A su turno, el cortometraje dejó de ser una actividad empresarial para convertirse en un ejercicio académico o en una forma de aprendizaje del oficio. Desde el año 2000, la producción de cortos se incrementó de un modo notable, aunque pocas de esas películas fueron exhibidas en auditorios públicos, al no tener un circuito de exhibición previsto. Su exclusión se basa en un criterio aritmético: sus minutos de duración no suman lo suficiente para ocupar una sesión estándar de cine. Pero también en hábitos culturales que han hecho que acudir al cine sea un asunto de planificación del tiempo libre, uso del ocio y pago por el espectáculo ofrecido. El cortometraje no satisface esas expectativas, se queda “corto”. Por eso, nadie paga por verlos.
La mayoría de los cortos fueron realizados por jóvenes, sobre todo en universidades e institutos de Lima y regiones del país. Las cámaras digitales pusieron lo suyo en este auge, que se extendió a las regiones.
Pero también aportó la renovada vocación por la realización en los campos de la ficción y el documental. El panorama actual es contradictorio: se expanden las energías de los más jóvenes y se hacen películas, pero al mismo tiempo se incumplen las normas mínimas de promoción al cine expresadas en la ley vigente desde hace una década.
Si el cortometraje fue, en los años setenta y ochenta, la hechura de una ley que le dio posibilidades de exhibición y un mercado cautivo, ahora el corto desborda las previsiones legales e ignora sus marcos, regímenes y prescripciones. Si en los primeros años de vigencia de la ley actual, los cortos se hacían con la expectativa de ganar algunos de los premios del próximo concurso, ahora se hacen a sabiendas que los concursos pueden postergarse "sine die" o no tienen un calendario fijo de convocatorias.

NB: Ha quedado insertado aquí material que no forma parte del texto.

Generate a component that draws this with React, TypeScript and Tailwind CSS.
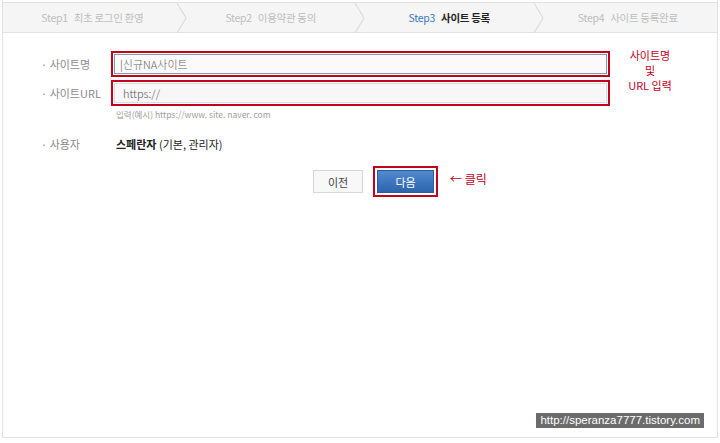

Los problemas que el corto enfrenta ha restablecido cierta lucidez en el análisis de los objetivos y los horizontes. Suprimidas las exenciones tributarias y la exhibición obligatoria, al gusto del liberalismo dominante, la ganancia que ofrece la realización de un cortometraje no se mide en términos cuantitativos o contables. Es un rédito formativo, de afirmación expresiva, de manejo del medio, de apuesta por un formato particular, de vocación por el relato breve y la exposición sucinta; en fin, de necesidad expresiva. El corto no es un largo en germen, ni una película de noventa minutos resumida o reducida. Los estándares temporales del cine son muchas veces imposiciones exteriores de naturaleza económica. En el corto, el director afronta uno de los problemas centrales de las artes narrativas, el de la duración, que integra así a su propia búsqueda estética.
Ricardo Bedoya
2 comentarios:
Buen texto pero lo siento un poco panorámico.
Me olvidaba...¿Dónde se pueden ver los cortos de Sinclair y Suárez?